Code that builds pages
* START *

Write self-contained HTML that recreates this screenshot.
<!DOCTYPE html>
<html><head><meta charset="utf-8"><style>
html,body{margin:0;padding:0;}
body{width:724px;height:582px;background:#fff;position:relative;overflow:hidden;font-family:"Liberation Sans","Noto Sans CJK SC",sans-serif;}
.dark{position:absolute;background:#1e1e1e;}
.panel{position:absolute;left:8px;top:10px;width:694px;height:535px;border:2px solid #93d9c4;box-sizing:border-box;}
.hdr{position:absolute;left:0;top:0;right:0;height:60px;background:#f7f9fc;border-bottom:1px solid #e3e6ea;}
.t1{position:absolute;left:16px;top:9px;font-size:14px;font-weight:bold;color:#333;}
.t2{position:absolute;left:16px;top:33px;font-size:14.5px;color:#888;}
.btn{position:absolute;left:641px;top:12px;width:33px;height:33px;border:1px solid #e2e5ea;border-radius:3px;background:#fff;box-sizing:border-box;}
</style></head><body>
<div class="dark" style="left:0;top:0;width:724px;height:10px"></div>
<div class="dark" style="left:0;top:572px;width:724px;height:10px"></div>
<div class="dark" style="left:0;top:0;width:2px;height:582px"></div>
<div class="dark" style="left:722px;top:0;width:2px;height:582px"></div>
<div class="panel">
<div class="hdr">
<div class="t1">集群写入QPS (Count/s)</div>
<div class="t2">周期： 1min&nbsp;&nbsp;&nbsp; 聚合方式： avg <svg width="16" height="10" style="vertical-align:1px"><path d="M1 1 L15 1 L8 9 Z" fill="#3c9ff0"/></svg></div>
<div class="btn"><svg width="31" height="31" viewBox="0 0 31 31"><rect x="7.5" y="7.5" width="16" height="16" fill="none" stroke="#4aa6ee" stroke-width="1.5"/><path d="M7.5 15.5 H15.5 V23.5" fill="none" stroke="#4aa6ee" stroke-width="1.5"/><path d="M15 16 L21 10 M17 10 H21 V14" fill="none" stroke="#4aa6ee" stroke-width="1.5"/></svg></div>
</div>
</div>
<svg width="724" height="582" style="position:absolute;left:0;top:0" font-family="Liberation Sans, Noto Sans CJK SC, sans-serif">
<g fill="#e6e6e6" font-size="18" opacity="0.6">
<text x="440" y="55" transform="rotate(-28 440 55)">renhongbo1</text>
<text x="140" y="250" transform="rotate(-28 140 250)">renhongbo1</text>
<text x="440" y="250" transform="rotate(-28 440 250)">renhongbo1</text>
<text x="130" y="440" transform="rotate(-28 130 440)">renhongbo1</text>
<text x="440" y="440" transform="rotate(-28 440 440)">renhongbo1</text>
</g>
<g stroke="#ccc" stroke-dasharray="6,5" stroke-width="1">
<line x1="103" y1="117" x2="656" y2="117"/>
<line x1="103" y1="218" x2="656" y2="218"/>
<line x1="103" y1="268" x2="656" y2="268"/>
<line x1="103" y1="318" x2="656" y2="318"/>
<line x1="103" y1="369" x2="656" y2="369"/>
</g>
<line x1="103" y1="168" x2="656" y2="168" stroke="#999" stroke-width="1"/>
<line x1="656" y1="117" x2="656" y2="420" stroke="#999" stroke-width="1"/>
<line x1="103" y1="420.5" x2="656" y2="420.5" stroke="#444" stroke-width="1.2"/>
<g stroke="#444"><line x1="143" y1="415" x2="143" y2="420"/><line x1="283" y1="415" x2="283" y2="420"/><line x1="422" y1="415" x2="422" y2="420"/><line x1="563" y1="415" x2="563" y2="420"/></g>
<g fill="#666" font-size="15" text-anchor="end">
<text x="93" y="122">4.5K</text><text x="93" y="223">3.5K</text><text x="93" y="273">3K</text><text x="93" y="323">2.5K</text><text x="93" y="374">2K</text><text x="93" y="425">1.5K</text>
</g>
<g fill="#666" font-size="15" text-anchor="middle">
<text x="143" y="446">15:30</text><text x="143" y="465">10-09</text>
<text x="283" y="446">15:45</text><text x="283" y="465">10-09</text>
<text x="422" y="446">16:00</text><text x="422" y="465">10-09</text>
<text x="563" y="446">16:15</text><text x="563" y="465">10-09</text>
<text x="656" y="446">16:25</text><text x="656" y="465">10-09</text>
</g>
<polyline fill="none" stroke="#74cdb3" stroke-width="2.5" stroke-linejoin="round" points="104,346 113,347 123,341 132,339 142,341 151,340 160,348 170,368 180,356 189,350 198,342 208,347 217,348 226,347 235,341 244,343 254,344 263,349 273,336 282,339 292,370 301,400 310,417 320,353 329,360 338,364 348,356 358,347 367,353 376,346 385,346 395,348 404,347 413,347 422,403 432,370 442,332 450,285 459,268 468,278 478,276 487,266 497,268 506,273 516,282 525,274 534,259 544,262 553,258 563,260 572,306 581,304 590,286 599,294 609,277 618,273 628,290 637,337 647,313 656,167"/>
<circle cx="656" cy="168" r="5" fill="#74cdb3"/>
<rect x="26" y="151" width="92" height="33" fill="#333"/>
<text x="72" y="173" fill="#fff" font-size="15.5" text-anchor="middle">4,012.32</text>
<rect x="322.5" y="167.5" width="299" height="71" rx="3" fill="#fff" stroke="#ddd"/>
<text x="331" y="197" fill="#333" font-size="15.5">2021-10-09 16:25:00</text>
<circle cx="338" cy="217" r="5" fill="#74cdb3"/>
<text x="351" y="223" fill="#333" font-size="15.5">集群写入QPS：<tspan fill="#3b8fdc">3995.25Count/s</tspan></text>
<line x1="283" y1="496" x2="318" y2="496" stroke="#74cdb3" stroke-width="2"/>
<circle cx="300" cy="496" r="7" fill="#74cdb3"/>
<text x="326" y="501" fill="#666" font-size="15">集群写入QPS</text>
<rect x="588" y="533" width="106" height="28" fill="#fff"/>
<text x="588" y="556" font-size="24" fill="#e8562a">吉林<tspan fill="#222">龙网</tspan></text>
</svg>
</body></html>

* END *
* START *

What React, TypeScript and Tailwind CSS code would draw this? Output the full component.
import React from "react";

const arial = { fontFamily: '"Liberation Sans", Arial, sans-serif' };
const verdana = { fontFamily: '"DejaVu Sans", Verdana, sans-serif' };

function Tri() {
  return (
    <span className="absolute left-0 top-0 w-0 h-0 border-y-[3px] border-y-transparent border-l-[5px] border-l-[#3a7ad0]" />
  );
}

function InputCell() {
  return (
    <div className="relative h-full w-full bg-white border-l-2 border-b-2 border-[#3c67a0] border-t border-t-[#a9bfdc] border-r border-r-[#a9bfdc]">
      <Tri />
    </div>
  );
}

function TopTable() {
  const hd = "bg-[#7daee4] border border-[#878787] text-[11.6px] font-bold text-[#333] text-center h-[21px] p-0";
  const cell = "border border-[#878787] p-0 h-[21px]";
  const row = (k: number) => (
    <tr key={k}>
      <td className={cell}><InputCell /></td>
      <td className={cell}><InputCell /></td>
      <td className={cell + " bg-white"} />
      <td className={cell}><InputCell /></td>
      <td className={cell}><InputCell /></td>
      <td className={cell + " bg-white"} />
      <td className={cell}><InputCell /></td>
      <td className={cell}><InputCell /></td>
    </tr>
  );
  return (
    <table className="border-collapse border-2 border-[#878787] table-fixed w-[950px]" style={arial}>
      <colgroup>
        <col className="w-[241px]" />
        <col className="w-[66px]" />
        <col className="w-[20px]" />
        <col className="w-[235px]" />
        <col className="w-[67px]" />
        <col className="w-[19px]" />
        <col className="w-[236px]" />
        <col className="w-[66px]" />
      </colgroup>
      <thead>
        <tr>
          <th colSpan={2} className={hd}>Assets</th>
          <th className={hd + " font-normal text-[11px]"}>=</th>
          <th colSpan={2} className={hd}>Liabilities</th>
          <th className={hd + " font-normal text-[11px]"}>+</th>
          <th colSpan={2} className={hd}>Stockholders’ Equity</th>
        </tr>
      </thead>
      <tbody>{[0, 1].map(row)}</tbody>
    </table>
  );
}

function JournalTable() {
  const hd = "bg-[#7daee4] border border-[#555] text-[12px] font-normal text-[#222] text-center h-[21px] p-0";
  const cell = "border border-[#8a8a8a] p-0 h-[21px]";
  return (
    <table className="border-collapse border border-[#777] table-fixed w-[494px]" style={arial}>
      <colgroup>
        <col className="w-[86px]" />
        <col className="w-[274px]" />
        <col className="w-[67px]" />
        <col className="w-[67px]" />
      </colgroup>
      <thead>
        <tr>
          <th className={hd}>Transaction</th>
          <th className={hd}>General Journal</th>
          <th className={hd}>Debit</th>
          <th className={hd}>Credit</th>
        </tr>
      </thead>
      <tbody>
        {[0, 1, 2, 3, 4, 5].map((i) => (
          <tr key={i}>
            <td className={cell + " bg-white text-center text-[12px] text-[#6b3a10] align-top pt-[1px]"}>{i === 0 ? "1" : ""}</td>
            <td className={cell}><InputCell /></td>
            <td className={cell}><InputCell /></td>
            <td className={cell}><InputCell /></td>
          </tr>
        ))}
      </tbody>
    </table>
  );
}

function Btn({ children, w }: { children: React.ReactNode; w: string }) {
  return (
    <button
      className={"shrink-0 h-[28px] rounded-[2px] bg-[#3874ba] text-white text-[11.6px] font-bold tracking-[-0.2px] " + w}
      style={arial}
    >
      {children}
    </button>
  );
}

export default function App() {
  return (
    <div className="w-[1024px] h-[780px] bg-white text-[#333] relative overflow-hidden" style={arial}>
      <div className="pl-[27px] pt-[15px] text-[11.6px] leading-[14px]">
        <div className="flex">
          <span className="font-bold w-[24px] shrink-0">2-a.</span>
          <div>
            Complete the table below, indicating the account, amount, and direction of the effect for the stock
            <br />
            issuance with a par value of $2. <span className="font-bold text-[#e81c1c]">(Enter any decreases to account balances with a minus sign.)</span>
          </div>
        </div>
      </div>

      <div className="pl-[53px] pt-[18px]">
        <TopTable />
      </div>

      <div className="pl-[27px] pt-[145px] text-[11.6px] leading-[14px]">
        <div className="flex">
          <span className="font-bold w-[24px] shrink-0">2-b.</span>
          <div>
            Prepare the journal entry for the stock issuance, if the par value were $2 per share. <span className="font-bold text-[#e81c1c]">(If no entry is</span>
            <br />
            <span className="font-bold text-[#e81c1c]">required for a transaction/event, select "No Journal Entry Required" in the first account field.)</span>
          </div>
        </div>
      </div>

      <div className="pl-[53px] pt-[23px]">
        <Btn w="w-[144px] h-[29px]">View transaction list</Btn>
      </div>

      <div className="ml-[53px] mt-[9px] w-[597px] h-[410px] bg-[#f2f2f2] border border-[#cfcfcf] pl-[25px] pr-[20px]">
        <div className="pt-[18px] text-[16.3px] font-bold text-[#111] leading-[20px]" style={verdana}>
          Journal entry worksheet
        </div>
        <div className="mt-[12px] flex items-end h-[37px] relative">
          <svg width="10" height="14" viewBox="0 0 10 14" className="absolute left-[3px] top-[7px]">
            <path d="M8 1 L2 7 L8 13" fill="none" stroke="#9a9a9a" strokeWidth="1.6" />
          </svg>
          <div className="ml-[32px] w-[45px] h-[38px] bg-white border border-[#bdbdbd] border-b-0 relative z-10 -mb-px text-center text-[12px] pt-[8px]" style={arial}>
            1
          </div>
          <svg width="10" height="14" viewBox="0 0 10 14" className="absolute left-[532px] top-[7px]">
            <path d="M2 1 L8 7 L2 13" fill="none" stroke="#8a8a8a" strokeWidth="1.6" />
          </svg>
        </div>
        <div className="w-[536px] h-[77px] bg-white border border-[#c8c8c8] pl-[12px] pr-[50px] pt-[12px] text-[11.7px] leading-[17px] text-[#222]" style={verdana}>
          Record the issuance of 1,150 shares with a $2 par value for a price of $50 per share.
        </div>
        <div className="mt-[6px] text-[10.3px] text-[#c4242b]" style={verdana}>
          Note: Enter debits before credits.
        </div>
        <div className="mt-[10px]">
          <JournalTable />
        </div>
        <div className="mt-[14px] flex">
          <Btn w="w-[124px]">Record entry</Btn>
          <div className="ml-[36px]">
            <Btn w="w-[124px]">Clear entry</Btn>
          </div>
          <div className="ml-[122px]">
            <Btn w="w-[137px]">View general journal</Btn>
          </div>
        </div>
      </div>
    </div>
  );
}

* END *
* START *

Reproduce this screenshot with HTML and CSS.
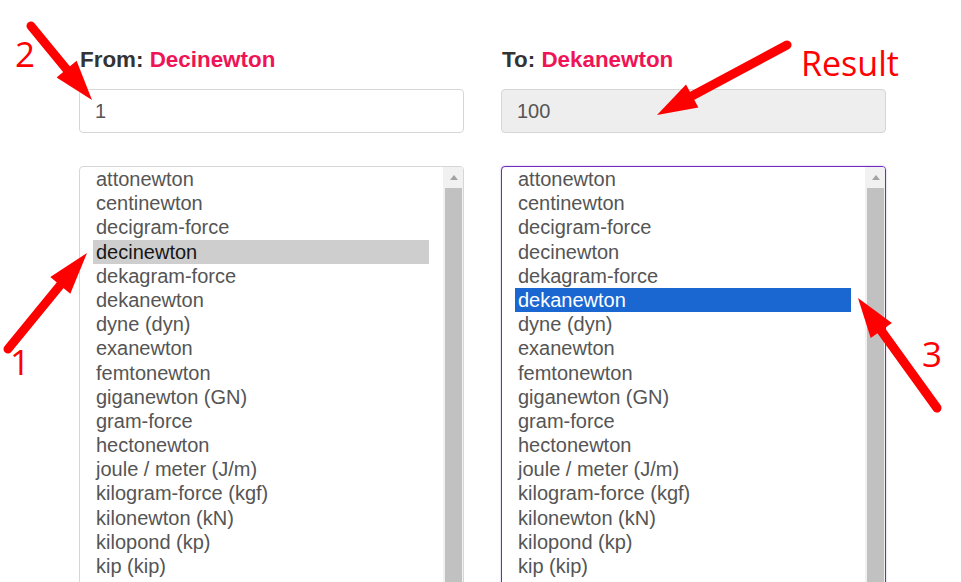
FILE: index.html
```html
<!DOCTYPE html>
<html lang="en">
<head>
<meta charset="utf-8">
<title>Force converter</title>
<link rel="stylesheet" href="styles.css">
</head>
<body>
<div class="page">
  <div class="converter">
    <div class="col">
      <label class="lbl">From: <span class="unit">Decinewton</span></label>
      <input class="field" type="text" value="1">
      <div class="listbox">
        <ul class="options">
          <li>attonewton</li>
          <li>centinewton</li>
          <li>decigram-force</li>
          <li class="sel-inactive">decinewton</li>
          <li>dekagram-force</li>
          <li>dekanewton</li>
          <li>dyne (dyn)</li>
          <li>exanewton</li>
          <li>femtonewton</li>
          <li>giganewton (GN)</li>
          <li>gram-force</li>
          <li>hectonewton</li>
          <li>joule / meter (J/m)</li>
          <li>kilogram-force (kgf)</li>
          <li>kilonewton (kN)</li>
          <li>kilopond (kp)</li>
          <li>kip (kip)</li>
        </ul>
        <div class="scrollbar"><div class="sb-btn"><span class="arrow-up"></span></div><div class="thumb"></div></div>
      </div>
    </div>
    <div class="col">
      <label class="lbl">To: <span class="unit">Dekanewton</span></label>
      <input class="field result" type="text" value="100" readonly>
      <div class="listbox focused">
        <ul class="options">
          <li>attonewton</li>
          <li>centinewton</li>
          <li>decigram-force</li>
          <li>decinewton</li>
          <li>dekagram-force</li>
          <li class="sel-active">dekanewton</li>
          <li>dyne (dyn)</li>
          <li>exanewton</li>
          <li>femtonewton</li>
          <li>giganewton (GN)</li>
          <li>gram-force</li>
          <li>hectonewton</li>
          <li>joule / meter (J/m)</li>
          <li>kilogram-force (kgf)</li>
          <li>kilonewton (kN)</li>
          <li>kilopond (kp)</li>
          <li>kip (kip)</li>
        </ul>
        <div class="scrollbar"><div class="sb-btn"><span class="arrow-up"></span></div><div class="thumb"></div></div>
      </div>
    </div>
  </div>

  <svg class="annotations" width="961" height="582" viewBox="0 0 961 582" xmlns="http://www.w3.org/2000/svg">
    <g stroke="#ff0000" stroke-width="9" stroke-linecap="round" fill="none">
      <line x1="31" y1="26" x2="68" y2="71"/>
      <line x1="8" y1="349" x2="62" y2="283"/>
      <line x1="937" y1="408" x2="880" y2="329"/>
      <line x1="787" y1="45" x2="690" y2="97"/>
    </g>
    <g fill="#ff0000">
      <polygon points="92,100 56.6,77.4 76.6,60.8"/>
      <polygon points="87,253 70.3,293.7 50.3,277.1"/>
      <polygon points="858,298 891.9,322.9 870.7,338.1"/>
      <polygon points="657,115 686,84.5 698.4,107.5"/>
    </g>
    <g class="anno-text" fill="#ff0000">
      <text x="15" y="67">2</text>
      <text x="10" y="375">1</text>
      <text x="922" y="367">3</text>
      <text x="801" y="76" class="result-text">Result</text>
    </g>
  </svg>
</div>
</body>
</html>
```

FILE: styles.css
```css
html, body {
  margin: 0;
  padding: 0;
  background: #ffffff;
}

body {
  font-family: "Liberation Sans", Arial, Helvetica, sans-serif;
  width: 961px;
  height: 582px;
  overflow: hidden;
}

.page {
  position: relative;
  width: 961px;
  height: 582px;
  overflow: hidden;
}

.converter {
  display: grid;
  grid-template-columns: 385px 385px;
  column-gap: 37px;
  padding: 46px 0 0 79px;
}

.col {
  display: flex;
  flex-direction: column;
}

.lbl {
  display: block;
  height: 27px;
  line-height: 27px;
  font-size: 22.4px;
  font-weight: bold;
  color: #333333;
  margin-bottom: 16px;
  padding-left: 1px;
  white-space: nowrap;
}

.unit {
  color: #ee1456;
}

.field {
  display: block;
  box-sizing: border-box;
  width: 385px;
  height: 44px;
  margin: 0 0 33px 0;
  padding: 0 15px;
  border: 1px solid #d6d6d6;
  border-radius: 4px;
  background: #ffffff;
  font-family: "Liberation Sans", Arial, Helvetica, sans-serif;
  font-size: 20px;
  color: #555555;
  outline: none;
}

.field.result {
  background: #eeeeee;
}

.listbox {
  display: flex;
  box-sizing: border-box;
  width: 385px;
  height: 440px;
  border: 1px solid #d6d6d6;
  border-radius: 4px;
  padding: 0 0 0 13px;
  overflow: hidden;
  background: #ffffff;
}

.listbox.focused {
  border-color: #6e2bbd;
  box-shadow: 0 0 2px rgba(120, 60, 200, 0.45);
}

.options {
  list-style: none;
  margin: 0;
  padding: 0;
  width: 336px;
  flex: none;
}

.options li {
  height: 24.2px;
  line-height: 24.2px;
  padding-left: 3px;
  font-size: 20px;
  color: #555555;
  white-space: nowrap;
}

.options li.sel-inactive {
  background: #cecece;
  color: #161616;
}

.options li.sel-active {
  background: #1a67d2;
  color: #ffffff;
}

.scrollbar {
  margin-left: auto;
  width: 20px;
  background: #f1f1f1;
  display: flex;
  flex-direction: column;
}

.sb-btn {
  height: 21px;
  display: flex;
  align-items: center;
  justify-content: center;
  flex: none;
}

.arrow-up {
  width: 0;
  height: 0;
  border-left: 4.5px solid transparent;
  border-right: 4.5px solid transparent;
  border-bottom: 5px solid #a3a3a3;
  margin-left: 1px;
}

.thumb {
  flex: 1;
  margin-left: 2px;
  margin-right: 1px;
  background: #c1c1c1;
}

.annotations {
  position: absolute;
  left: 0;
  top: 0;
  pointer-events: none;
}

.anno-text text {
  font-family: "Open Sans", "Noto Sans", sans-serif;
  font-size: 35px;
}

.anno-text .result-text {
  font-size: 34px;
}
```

* END *

Copy every line of the records above that contains "full".

What React, TypeScript and Tailwind CSS code would draw this? Output the full component.
    <div className="relative h-full w-full bg-white border-l-2 border-b-2 border-[#3c67a0] border-t border-t-[#a9bfdc] border-r border-r-[#a9bfdc]">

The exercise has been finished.